#### [GIVEN MATERIAL]
-------------------------
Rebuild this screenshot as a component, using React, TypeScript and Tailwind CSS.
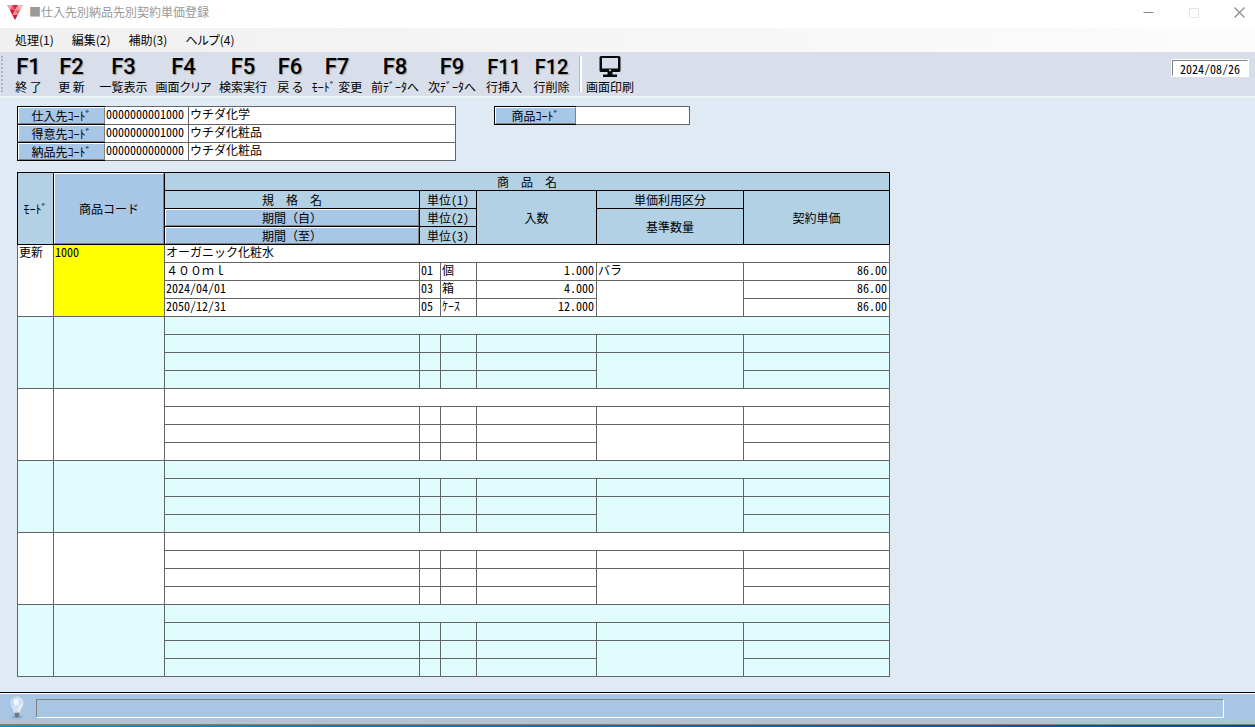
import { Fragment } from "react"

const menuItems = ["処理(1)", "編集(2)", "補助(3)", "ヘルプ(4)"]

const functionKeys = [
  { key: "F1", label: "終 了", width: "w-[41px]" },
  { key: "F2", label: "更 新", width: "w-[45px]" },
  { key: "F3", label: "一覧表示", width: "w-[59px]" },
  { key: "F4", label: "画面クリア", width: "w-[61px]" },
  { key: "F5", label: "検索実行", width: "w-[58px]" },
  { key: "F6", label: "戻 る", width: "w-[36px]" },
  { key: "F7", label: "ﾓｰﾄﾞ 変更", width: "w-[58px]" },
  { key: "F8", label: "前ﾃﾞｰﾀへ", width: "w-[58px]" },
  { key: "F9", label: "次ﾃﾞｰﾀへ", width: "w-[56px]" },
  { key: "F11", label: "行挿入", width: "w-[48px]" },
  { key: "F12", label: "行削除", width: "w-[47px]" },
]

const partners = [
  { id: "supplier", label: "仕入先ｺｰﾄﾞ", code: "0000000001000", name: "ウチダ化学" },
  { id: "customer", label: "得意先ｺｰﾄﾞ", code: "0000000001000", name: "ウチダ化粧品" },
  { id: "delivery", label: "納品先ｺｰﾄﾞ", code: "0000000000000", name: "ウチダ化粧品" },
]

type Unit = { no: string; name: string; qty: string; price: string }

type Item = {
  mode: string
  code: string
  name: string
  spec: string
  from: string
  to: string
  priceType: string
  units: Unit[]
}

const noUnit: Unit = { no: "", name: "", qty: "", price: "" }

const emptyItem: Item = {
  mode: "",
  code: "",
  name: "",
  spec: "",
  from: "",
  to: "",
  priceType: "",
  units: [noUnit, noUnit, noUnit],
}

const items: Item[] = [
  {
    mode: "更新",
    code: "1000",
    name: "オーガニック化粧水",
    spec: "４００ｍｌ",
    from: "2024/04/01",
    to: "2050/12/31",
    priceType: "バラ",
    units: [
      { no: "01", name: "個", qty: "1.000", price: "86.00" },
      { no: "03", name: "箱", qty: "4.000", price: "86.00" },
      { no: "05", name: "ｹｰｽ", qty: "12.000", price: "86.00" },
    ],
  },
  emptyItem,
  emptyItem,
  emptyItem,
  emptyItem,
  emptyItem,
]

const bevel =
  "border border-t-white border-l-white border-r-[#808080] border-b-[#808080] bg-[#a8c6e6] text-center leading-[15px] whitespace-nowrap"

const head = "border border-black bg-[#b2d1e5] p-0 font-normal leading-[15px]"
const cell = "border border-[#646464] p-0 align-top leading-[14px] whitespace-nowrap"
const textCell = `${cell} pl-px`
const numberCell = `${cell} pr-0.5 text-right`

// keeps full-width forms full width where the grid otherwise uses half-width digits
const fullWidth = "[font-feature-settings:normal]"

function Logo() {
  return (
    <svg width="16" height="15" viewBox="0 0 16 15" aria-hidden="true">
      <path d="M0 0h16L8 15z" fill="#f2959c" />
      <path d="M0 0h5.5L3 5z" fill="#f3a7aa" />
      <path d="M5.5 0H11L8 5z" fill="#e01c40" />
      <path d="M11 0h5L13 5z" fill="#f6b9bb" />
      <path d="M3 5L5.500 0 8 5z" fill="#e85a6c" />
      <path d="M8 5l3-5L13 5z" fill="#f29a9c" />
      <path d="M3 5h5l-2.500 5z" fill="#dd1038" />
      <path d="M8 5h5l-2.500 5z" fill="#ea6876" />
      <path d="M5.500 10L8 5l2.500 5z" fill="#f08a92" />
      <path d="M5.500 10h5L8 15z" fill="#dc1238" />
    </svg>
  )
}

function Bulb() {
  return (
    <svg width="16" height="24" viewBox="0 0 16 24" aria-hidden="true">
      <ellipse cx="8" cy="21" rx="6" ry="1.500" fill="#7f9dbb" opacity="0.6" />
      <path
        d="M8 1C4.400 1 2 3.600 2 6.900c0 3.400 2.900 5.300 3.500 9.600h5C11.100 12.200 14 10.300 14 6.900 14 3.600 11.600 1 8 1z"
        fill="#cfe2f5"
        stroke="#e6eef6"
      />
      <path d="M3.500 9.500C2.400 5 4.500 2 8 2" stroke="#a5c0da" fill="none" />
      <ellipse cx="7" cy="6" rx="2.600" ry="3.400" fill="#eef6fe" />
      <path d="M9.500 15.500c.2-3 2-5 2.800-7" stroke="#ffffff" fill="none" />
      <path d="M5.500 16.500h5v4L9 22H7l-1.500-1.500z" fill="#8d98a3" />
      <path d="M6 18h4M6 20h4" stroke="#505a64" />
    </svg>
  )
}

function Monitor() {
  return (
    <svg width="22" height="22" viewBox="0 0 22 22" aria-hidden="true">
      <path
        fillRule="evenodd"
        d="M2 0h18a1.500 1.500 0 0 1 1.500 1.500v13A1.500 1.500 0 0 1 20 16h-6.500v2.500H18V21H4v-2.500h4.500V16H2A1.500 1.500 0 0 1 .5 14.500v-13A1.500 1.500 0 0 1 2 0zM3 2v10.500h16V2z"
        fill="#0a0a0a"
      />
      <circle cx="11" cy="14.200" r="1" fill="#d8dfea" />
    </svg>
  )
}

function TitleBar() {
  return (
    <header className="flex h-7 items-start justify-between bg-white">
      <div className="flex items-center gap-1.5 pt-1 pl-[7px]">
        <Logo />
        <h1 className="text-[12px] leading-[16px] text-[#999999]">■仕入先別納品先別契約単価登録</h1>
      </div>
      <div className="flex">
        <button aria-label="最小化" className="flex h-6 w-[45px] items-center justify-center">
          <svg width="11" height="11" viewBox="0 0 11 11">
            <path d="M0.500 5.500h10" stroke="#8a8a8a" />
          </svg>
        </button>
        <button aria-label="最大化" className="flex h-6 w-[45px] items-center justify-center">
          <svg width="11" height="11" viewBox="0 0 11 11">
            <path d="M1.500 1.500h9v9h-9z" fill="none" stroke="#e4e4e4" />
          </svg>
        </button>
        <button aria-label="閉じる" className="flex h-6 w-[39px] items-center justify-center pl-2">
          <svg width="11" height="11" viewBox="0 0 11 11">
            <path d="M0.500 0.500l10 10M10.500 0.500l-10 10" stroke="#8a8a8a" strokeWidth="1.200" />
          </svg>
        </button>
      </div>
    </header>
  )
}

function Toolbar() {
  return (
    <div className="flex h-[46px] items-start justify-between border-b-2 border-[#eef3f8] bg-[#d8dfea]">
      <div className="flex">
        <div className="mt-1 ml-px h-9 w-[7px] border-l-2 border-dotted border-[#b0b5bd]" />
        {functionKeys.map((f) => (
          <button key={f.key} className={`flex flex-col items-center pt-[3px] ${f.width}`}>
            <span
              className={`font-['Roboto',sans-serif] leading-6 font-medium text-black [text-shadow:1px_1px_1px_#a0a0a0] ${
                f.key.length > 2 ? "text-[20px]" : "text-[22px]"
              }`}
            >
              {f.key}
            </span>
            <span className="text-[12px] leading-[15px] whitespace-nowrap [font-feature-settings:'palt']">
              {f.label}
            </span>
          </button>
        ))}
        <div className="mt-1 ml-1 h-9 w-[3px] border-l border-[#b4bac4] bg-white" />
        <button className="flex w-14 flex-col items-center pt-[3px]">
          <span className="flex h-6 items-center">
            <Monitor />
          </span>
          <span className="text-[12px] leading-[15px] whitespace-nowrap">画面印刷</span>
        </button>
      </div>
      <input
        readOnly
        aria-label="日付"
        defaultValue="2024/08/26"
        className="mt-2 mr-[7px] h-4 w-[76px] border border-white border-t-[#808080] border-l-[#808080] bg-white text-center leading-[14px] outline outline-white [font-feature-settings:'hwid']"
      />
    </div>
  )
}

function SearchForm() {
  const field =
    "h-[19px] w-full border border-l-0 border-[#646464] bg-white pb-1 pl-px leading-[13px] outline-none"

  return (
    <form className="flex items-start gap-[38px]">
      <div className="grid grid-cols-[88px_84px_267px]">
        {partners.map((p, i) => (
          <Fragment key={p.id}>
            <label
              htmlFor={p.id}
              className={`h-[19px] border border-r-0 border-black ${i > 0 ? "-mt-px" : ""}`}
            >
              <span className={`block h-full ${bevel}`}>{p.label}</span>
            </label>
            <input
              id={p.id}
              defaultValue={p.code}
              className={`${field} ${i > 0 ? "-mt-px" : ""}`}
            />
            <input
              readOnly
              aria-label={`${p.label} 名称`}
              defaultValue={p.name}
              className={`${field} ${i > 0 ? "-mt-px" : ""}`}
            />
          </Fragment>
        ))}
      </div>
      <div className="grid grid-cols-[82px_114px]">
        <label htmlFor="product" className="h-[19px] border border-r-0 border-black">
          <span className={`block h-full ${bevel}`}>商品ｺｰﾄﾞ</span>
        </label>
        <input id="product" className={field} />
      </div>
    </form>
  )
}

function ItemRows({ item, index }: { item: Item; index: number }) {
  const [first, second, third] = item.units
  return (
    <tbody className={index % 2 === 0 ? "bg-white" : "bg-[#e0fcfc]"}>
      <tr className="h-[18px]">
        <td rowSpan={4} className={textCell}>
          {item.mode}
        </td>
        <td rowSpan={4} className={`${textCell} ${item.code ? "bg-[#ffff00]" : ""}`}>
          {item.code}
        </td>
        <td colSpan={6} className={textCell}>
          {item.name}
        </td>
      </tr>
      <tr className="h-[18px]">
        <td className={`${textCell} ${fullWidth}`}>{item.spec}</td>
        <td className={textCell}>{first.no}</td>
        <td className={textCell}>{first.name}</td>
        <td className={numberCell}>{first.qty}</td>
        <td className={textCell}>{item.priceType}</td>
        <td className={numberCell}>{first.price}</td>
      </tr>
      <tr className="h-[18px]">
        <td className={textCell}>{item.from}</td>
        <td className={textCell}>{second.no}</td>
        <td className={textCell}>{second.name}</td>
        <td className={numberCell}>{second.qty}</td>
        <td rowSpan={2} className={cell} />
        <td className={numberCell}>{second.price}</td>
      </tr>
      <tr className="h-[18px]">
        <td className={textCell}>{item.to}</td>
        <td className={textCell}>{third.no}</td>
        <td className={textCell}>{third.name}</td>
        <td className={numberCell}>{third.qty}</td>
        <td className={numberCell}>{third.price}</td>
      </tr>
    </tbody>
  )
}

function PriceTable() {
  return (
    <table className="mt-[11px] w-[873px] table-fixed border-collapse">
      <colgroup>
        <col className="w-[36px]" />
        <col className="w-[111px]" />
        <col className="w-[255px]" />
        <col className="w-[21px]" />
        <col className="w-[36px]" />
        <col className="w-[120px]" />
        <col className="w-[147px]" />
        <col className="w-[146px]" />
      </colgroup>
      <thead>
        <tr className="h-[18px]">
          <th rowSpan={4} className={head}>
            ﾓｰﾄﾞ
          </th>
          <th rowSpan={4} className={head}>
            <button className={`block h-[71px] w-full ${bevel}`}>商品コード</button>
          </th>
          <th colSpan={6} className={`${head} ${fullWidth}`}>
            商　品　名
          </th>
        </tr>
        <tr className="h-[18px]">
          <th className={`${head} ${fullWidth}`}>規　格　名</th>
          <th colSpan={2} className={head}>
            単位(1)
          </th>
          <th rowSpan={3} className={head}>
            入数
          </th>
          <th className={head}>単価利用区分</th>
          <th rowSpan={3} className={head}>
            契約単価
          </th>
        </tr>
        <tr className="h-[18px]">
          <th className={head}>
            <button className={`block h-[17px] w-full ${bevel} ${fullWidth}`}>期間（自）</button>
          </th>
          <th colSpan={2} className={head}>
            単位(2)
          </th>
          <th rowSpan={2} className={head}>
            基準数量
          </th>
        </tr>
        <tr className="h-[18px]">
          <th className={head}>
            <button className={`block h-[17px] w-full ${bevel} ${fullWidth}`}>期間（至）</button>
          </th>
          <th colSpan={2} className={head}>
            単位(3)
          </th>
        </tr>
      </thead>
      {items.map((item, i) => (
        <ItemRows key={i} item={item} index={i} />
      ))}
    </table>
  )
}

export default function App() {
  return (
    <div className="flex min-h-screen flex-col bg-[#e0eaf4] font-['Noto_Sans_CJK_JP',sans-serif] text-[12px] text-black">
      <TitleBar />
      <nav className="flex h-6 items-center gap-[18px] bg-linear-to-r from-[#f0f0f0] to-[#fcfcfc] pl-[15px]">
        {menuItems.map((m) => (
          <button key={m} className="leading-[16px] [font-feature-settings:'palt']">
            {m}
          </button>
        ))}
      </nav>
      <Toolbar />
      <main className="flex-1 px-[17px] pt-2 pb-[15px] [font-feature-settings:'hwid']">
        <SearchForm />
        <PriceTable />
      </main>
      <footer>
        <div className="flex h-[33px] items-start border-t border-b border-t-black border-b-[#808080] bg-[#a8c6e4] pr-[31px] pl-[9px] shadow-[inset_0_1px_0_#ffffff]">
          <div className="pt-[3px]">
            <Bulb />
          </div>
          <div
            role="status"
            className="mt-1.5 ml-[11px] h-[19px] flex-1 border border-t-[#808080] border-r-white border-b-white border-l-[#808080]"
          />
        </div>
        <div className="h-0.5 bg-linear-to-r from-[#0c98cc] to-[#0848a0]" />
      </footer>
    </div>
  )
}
-------------------------
#### [EXERCISE REQUIREMENTS]
Starting with the first line of the data above and ending with the line containing "border-t-white border-l-white border-r-[#808080]", please restate every line exactly, leaving images out.

#### [RIGHT ANSWER]
Rebuild this screenshot as a component, using React, TypeScript and Tailwind CSS.
import { Fragment } from "react"

const menuItems = ["処理(1)", "編集(2)", "補助(3)", "ヘルプ(4)"]

const functionKeys = [
  { key: "F1", label: "終 了", width: "w-[41px]" },
  { key: "F2", label: "更 新", width: "w-[45px]" },
  { key: "F3", label: "一覧表示", width: "w-[59px]" },
  { key: "F4", label: "画面クリア", width: "w-[61px]" },
  { key: "F5", label: "検索実行", width: "w-[58px]" },
  { key: "F6", label: "戻 る", width: "w-[36px]" },
  { key: "F7", label: "ﾓｰﾄﾞ 変更", width: "w-[58px]" },
  { key: "F8", label: "前ﾃﾞｰﾀへ", width: "w-[58px]" },
  { key: "F9", label: "次ﾃﾞｰﾀへ", width: "w-[56px]" },
  { key: "F11", label: "行挿入", width: "w-[48px]" },
  { key: "F12", label: "行削除", width: "w-[47px]" },
]

const partners = [
  { id: "supplier", label: "仕入先ｺｰﾄﾞ", code: "0000000001000", name: "ウチダ化学" },
  { id: "customer", label: "得意先ｺｰﾄﾞ", code: "0000000001000", name: "ウチダ化粧品" },
  { id: "delivery", label: "納品先ｺｰﾄﾞ", code: "0000000000000", name: "ウチダ化粧品" },
]

type Unit = { no: string; name: string; qty: string; price: string }

type Item = {
  mode: string
  code: string
  name: string
  spec: string
  from: string
  to: string
  priceType: string
  units: Unit[]
}

const noUnit: Unit = { no: "", name: "", qty: "", price: "" }

const emptyItem: Item = {
  mode: "",
  code: "",
  name: "",
  spec: "",
  from: "",
  to: "",
  priceType: "",
  units: [noUnit, noUnit, noUnit],
}

const items: Item[] = [
  {
    mode: "更新",
    code: "1000",
    name: "オーガニック化粧水",
    spec: "４００ｍｌ",
    from: "2024/04/01",
    to: "2050/12/31",
    priceType: "バラ",
    units: [
      { no: "01", name: "個", qty: "1.000", price: "86.00" },
      { no: "03", name: "箱", qty: "4.000", price: "86.00" },
      { no: "05", name: "ｹｰｽ", qty: "12.000", price: "86.00" },
    ],
  },
  emptyItem,
  emptyItem,
  emptyItem,
  emptyItem,
  emptyItem,
]

const bevel =
  "border border-t-white border-l-white border-r-[#808080] border-b-[#808080] bg-[#a8c6e6] text-center leading-[15px] whitespace-nowrap"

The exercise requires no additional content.